El hilo de las conexiones simbólicas, irónicas, críticas y afectivas que se tejen dentro del universo de detalles de las obras de Ana, solo se puede explicar por una especie de fascinación neobarroca por el lenguaje visual. Por eso las obras de Ana Navas son verdaderas constelaciones, no tanto porque estén referidas figurativa o temáticamente a la vasta historia del arte moderno europeo y latinoamericano, sino más bien porque en ellas se configura la autocomprensión crítica del mundo moderno del arte como un mundo hecho de lenguajes artísticos. Además, es una lucidez que transforma la subversión significante de los recursos en una experiencia de desplazamiento geográfico permanente. Porque la geografía con la que procede no es solo la historia y la materia de lugares variables, es física, afectiva, humana y mental; como la propia subjetividad humana que, sostenida por su deseo de ubicuidad, se extiende en un paisaje infinito de relaciones.   

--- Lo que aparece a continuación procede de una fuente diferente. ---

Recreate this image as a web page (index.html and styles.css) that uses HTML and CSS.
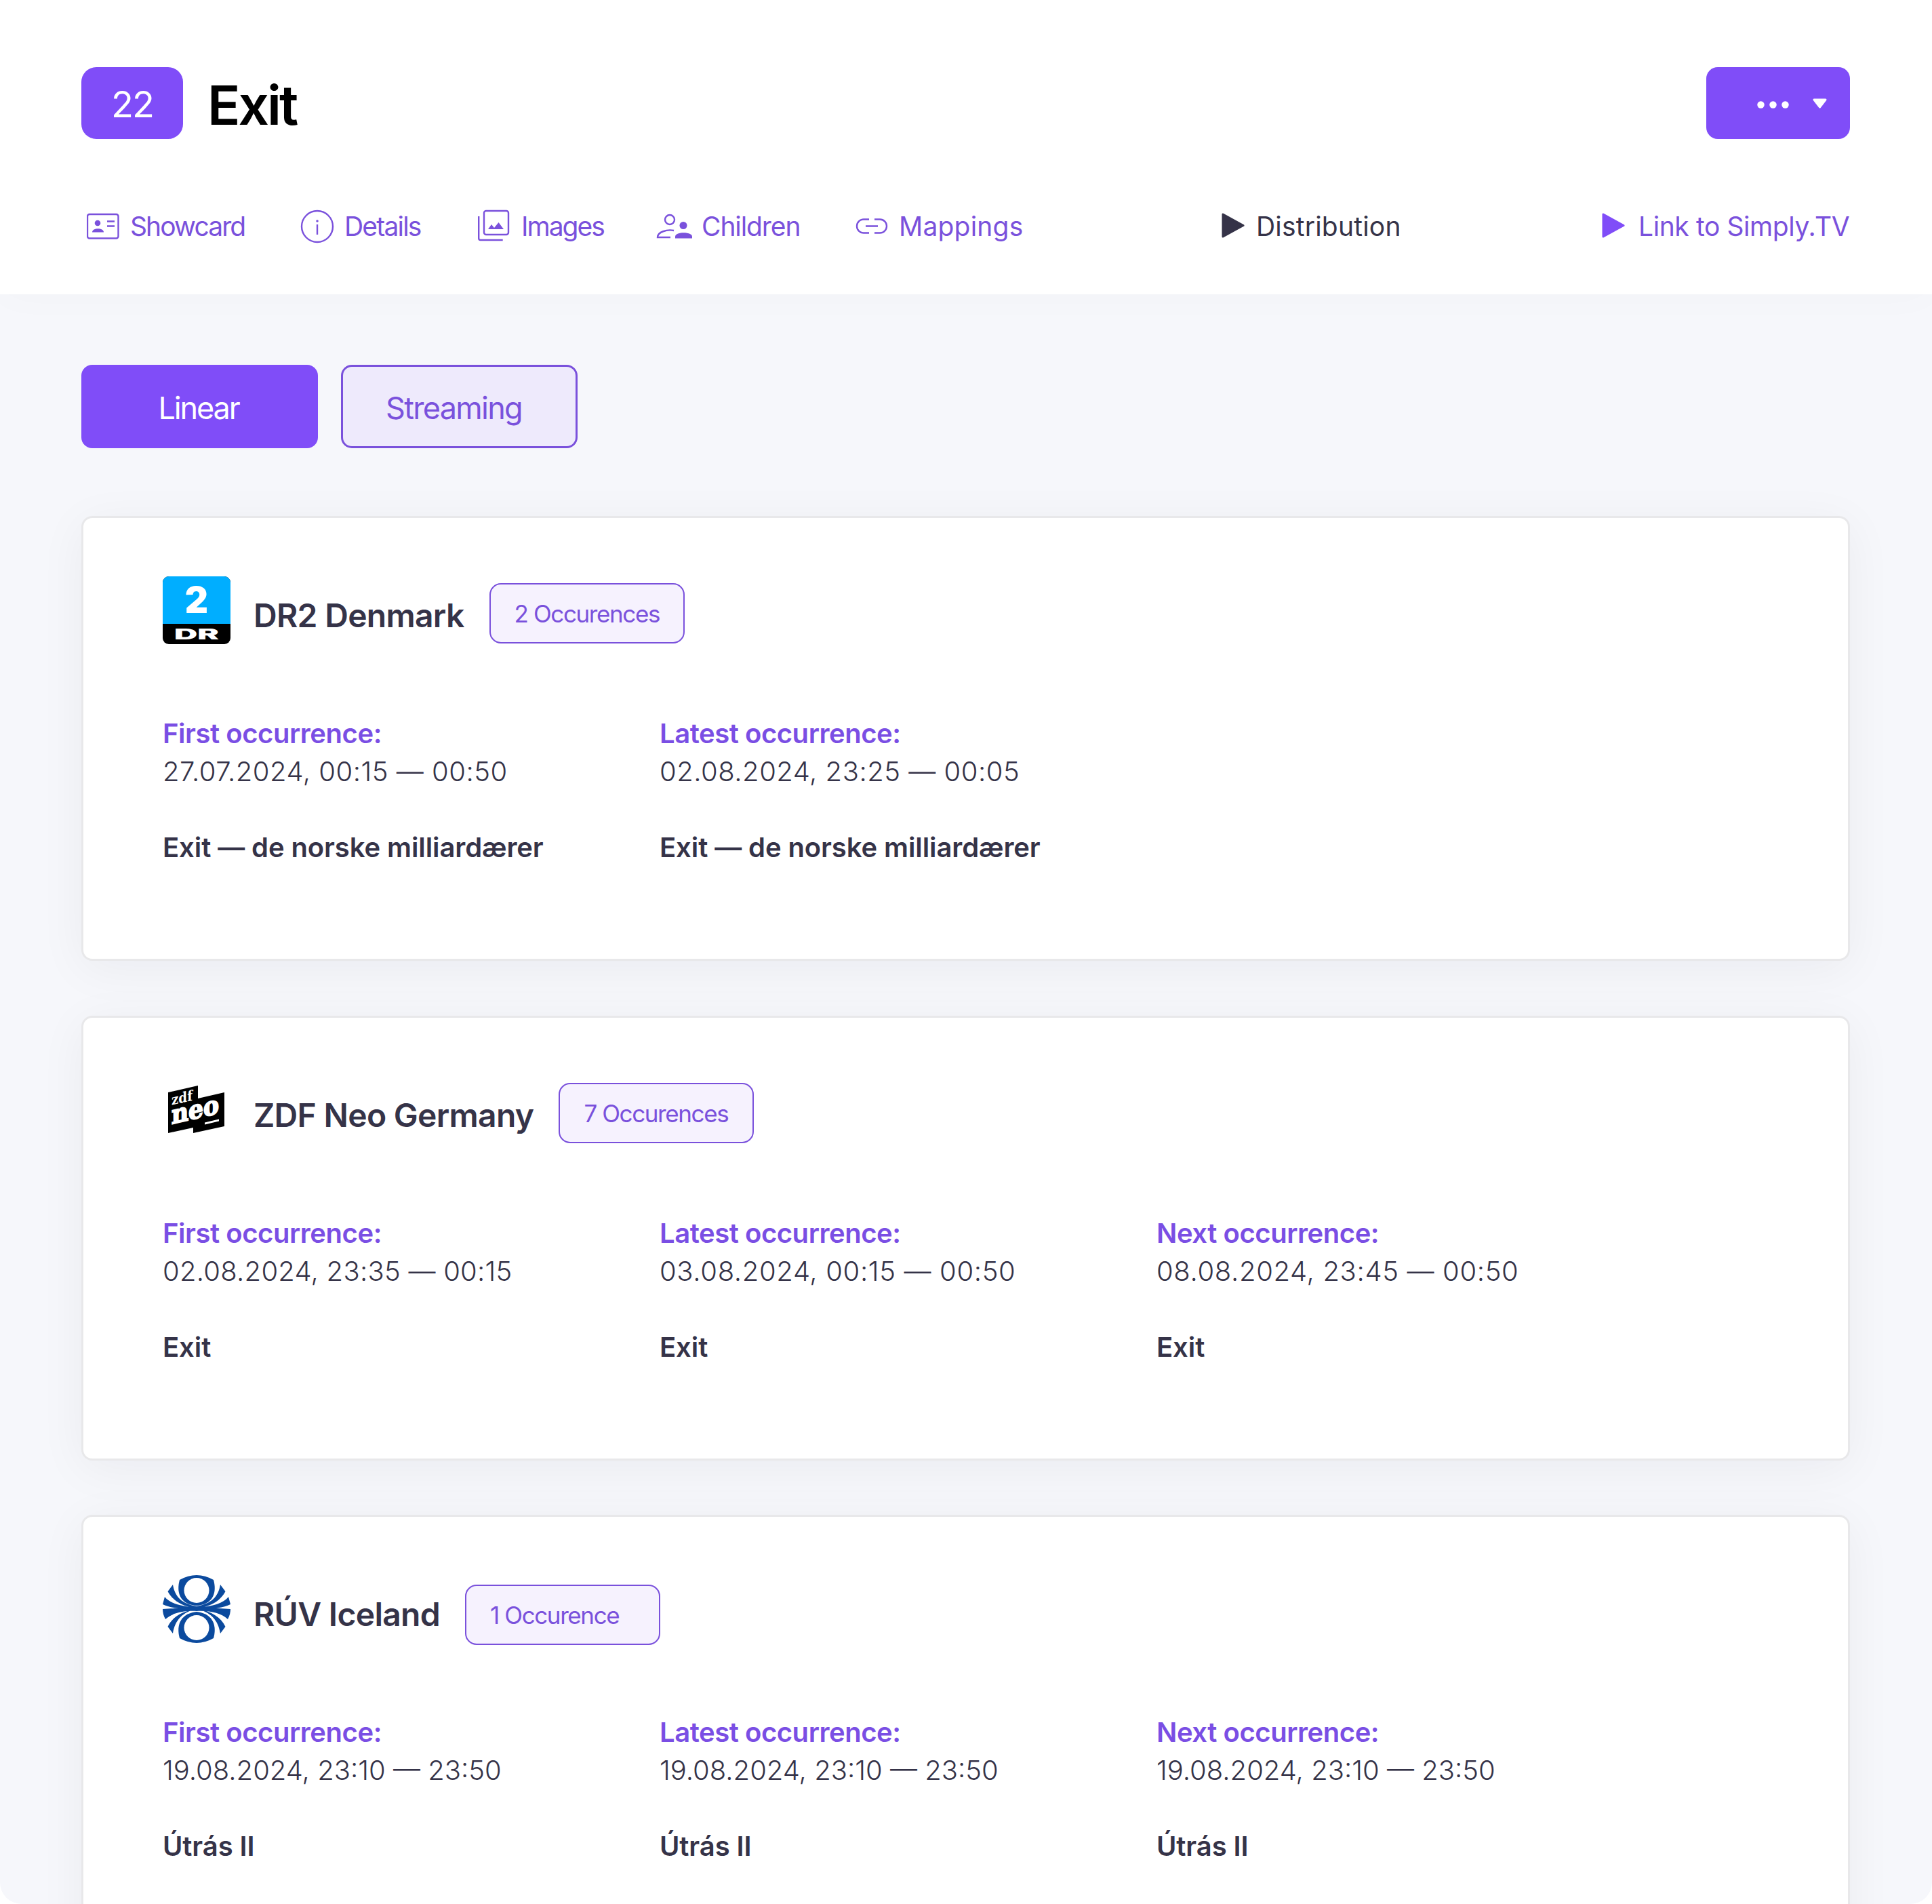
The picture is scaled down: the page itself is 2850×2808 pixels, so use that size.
FILE: index.html
```html
<!DOCTYPE html>
<html lang="en">
<head>
  <meta charset="UTF-8">
  <title>Exit</title>
  <link rel="stylesheet" href="styles.css">
</head>
<body>
<div class="page">
  <header class="header">
    <div class="title-row">
      <span class="count">22</span>
      <h1>Exit</h1>
      <button class="more">
        <svg width="212" height="106" viewBox="0 0 212 106" fill="#fff">
          <circle cx="80.500" cy="55.500" r="5.200"/><circle cx="98.500" cy="55.500" r="5.200"/><circle cx="116.500" cy="55.500" r="5.200"/>
          <path d="M159 48h17l-8.500 11z" stroke="#fff" stroke-width="3" stroke-linejoin="round"/>
        </svg>
      </button>
    </div>
    <nav class="nav">
      <a class="item showcard">
        <svg width="52" height="50" viewBox="0 0 52 50">
          <rect x="1" y="7" width="45.500" height="35.500" rx="3" fill="none" stroke="currentColor" stroke-width="2.400"/>
          <circle cx="16" cy="20" r="4.300"/><path d="M8 33.500c0-7 17-7 17 0z"/>
          <path d="M30 17.500h11M30 24.500h11" stroke="currentColor" stroke-width="2.400"/>
        </svg>
        Showcard</a>
      <a class="item details">
        <svg width="52" height="50" viewBox="0 0 52 50">
          <circle cx="25" cy="25" r="23" fill="none" stroke="currentColor" stroke-width="2.400"/>
          <circle cx="25" cy="17" r="1.800"/><path d="M25 22v15" stroke="currentColor" stroke-width="2.400"/>
        </svg>
        Details</a>
      <a class="item images">
        <svg width="52" height="50" viewBox="0 0 52 50">
          <rect x="10" y="2" width="36" height="35" rx="3" fill="none" stroke="currentColor" stroke-width="2.400"/>
          <path d="M2.200 10v32.500q0 2.500 2.500 2.500h33" fill="none" stroke="currentColor" stroke-width="2.400"/>
          <path d="M16 29l5-7 4 5 6.500-8 7.500 10z"/>
        </svg>
        Images</a>
      <a class="item children">
        <svg width="54" height="50" viewBox="0 0 54 50">
          <circle cx="20" cy="15" r="7" fill="none" stroke="currentColor" stroke-width="2.400"/>
          <path d="M26 31c-10-2-24 2-24 10h19" fill="none" stroke="currentColor" stroke-width="2.400"/>
          <circle cx="40" cy="23.500" r="5.500"/><path d="M28 42.500v-3c1-7 24-7 25 0v3z"/>
        </svg>
        Children</a>
      <a class="item mappings">
        <svg width="52" height="50" viewBox="0 0 52 50" fill="none">
          <path d="M21 14.500h-8a10 10 0 0 0 0 20h8M29 14.500h8a10 10 0 0 1 0 20h-8M16 24.500h18" stroke="currentColor" stroke-width="2.400" fill="none"/>
        </svg>
        Mappings</a>
      <a class="item dark play">
        <svg width="34" height="50" viewBox="0 0 34 50"><path d="M2 7v33l30-16.500z" stroke="currentColor" stroke-width="3" stroke-linejoin="round"/></svg>
        Distribution</a>
      <a class="item play link">
        <svg class="bright" width="34" height="50" viewBox="0 0 34 50"><path d="M2 7v33l30-16.500z" stroke="currentColor" stroke-width="3" stroke-linejoin="round"/></svg>
        Link to Simply.TV</a>
    </nav>
  </header>

  <main>
    <div class="tabs">
      <button class="tab active">Linear</button>
      <button class="tab">Streaming</button>
    </div>

    <section class="card">
      <div class="channel">
        <svg class="logo" viewBox="0 0 100 100">
          <rect width="100" height="100" rx="9" fill="#000"/>
          <path d="M0 70V9a9 9 0 0 1 9-9h82a9 9 0 0 1 9 9v61z" fill="#00aeff"/>
          <text x="50" y="54" class="dr-two">2</text>
          <text x="17" y="92.500" class="dr" textLength="66" lengthAdjust="spacingAndGlyphs">DR</text>
        </svg>
        <h2>DR2 Denmark</h2>
        <span class="pill">2 Occurences</span>
      </div>
      <div class="times">
        <div>
          <b>First occurrence:</b>
          <p>27.07.2024, 00:15 — 00:50</p>
          <strong>Exit — de norske milliardærer</strong>
        </div>
        <div>
          <b>Latest occurrence:</b>
          <p>02.08.2024, 23:25 — 00:05</p>
          <strong>Exit — de norske milliardærer</strong>
        </div>
      </div>
    </section>

    <section class="card">
      <div class="channel">
        <svg class="logo" viewBox="0 0 100 100">
          <path d="M8 24L52 14v19l39-9v50L45 84v-8L8 84z"/>
          <g transform="translate(12 43) skewY(-13)" fill="#fff">
            <text x="1" y="0" class="zdf" textLength="31" lengthAdjust="spacingAndGlyphs">zdf</text>
            <text x="1" y="28" class="neo" textLength="70" lengthAdjust="spacingAndGlyphs">neo</text>
            <rect x="50" y="37" width="21" height="3"/>
          </g>
        </svg>
        <h2>ZDF Neo Germany</h2>
        <span class="pill">7 Occurences</span>
      </div>
      <div class="times">
        <div>
          <b>First occurrence:</b>
          <p class="snug">02.08.2024, 23:35 — 00:15</p>
          <strong>Exit</strong>
        </div>
        <div>
          <b>Latest occurrence:</b>
          <p class="loose">03.08.2024, 00:15 — 00:50</p>
          <strong>Exit</strong>
        </div>
        <div>
          <b>Next occurrence:</b>
          <p class="loose">08.08.2024, 23:45 — 00:50</p>
          <strong>Exit</strong>
        </div>
      </div>
    </section>

    <section class="card">
      <div class="channel">
        <svg class="logo" viewBox="0 0 100 100" fill="#0b4a9e">
          <path d="M25 7Q50-7 75 7C80 25 75 43 50 45 25 43 20 25 25 7z"/>
          <path d="M25 93Q50 107 75 93C80 75 75 57 50 54 25 57 20 75 25 93z"/>
          <path d="M15 14C18 32 28 42 50 46V49C26 46 14 36 7.500 24zM3 32C10 41 25 46 50 48V51C25 50 10 48 0 43zM0 50L50 47V53C30 52 14 56 4 65 1 60 0 54 0 50zM50 50C30 54 18 66 15 86L7.500 76C14 62 28 53 50 50z"/>
          <path d="M85 14C82 32 72 42 50 46V49C74 46 86 36 92.500 24zM97 32C90 41 75 46 50 48V51C75 50 90 48 100 43zM100 50L50 47V53C70 52 86 56 96 65 99 60 100 54 100 50zM50 50C70 54 82 66 85 86L92.500 76C86 62 72 53 50 50z"/>
          <circle cx="50" cy="22.500" r="18.500" fill="#fff"/><circle cx="50" cy="77.500" r="18.500" fill="#fff"/>
        </svg>
        <h2>RÚV Iceland</h2>
        <span class="pill low">1 Occurence</span>
      </div>
      <div class="times">
        <div>
          <b>First occurrence:</b>
          <p class="tight">19.08.2024, 23:10 — 23:50</p>
          <strong>Útrás II</strong>
        </div>
        <div>
          <b>Latest occurrence:</b>
          <p class="tight">19.08.2024, 23:10 — 23:50</p>
          <strong>Útrás II</strong>
        </div>
        <div>
          <b>Next occurrence:</b>
          <p class="tight">19.08.2024, 23:10 — 23:50</p>
          <strong>Útrás II</strong>
        </div>
      </div>
    </section>
  </main>
</div>
</body>
</html>
```
FILE: styles.css
```css
* {
  box-sizing: border-box;
}

body {
  margin: 0;
  background: #fff;
  font-family: Inter, "Liberation Sans", sans-serif;
  color: #353348;
}

.page {
  width: 2850px;
  height: 2808px;
  overflow: hidden;
  background: #f6f7fb;
  border-radius: 0 0 32px 32px;
}

.header {
  height: 434px;
  padding: 99px 121px 0 120px;
  background: #fff;
  box-shadow: 0 0 60px rgba(0, 0, 0, 0.025);
}

.title-row {
  display: flex;
  align-items: center;
  height: 106px;
}

.count {
  width: 150px;
  height: 106px;
  border-radius: 22px;
  background: #804df8;
  color: #fff;
  font-size: 54px;
  letter-spacing: -2px;
  line-height: 110px;
  text-align: center;
}

h1 {
  margin: 5px auto 0 36px;
  color: #000;
  font-size: 80px;
  font-weight: 600;
  letter-spacing: -3px;
  line-height: 100px;
}

button {
  font-family: inherit;
  border: none;
  padding: 0;
}

.more {
  width: 212px;
  height: 106px;
  border-radius: 17px;
  background: #804df8;
}

.more svg {
  display: block;
}

.nav {
  display: grid;
  grid-template-columns: 315px 261px 264px 293px 541px 561px 366px;
  margin: 104px 0 0 8px;
}

.item {
  display: flex;
  align-items: center;
  height: 50px;
  gap: 13px;
  color: #7a51dc;
  fill: currentColor;
  font-size: 39px;
  letter-spacing: 0.2px;
  line-height: 52px;
  white-space: nowrap;
}

.showcard {
  gap: 12px;
  letter-spacing: -1.9px;
}

.details {
  letter-spacing: -1.8px;
}

.images {
  letter-spacing: -2px;
}

.children {
  letter-spacing: -1.1px;
}

.play {
  gap: 17px;
}

.link {
  gap: 20px;
  letter-spacing: -0.4px;
}

.dark {
  color: #353348;
}

.bright {
  color: #804df8;
}

main {
  padding: 104px 121px 0 120px;
}

.tabs {
  display: flex;
  gap: 34px;
  margin-bottom: 100px;
}

.tab {
  width: 349px;
  height: 123px;
  padding: 3px 16px 0 0;
  border: 3px solid #7a51dc;
  border-radius: 16px;
  background: #eeeafc;
  color: #7a51dc;
  font-size: 45px;
  letter-spacing: -1.7px;
}

.tab.active {
  padding-right: 3px;
  background: #804df8;
  border-color: #804df8;
  color: #fff;
  letter-spacing: -2.1px;
}

.card {
  height: 656px;
  margin-bottom: 80.500px;
  padding: 86px 117px;
  border: 3px solid #e8e8ea;
  border-radius: 16px;
  background: #fff;
  box-shadow: 0 12px 70px rgba(20, 20, 30, 0.05);
}

.channel {
  display: flex;
  height: 100px;
}

.logo {
  width: 100px;
  height: 100px;
}

.dr-two {
  fill: #fff;
  font: 900 53px Inter, sans-serif;
  text-anchor: middle;
}

.dr {
  fill: #fff;
  font: 900 21px Inter, sans-serif;
}

.zdf {
  font: bold 21px "DejaVu Serif", serif;
}

.neo {
  font: bold 38px "DejaVu Serif", serif;
  stroke: #fff;
  stroke-width: 2px;
}

h2 {
  margin: 0 37px 0 34px;
  font-size: 48px;
  font-weight: 600;
  letter-spacing: -0.7px;
  line-height: 116px;
}

.pill {
  width: 288px;
  height: 89px;
  margin-top: 10px;
  padding-left: 35px;
  border: 2px solid #7a51dc;
  border-radius: 17px;
  background: #f6f2fe;
  color: #7a51dc;
  font-size: 35px;
  letter-spacing: -1.4px;
  line-height: 86px;
}

.pill.low {
  margin-top: 14px;
}

.times {
  display: grid;
  grid-template-columns: repeat(3, 733px);
  margin-top: 104px;
  font-size: 40px;
  letter-spacing: -0.1px;
  line-height: 56px;
  white-space: nowrap;
}

.times b {
  display: block;
  color: #7a4ee4;
  font-weight: 600;
  letter-spacing: -0.45px;
}

.times p {
  margin: 0 0 56px;
  font-weight: 300;
  letter-spacing: 0.5px;
}

.times .snug {
  letter-spacing: 0.25px;
}

.times .loose {
  letter-spacing: 0.65px;
}

.times .tight {
  letter-spacing: 0;
}

.times strong {
  font-weight: 600;
}
```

Lo contemporáneo de las obras y sistemas expositivos de Ana, sin duda nacen de la apropiación, el disfraz, las genealogías de los objetos artísticos, y los intersticios de éstos con el mundo de la arquitectura, el diseño, la moda y las industrias menores como la artesanía. Son las diversas estrategias con que las obras entran y salen de la modernidad, cruzan lo postmoderno y nos detienen la mirada en un objeto que, al tiempo de una promesa, esperamos nos revele la geopolítica emocional de su procedencia. Porque quizás, lo más bello que estas pinturas portan, es el modo en que todos esos objetos encuentran un hogar en las obras, es decir, cómo son traídos espacial y temporalmente para construir un pequeño mundo de cosas; un pequeño mundo de cosas imposibles de reunir de otra manera.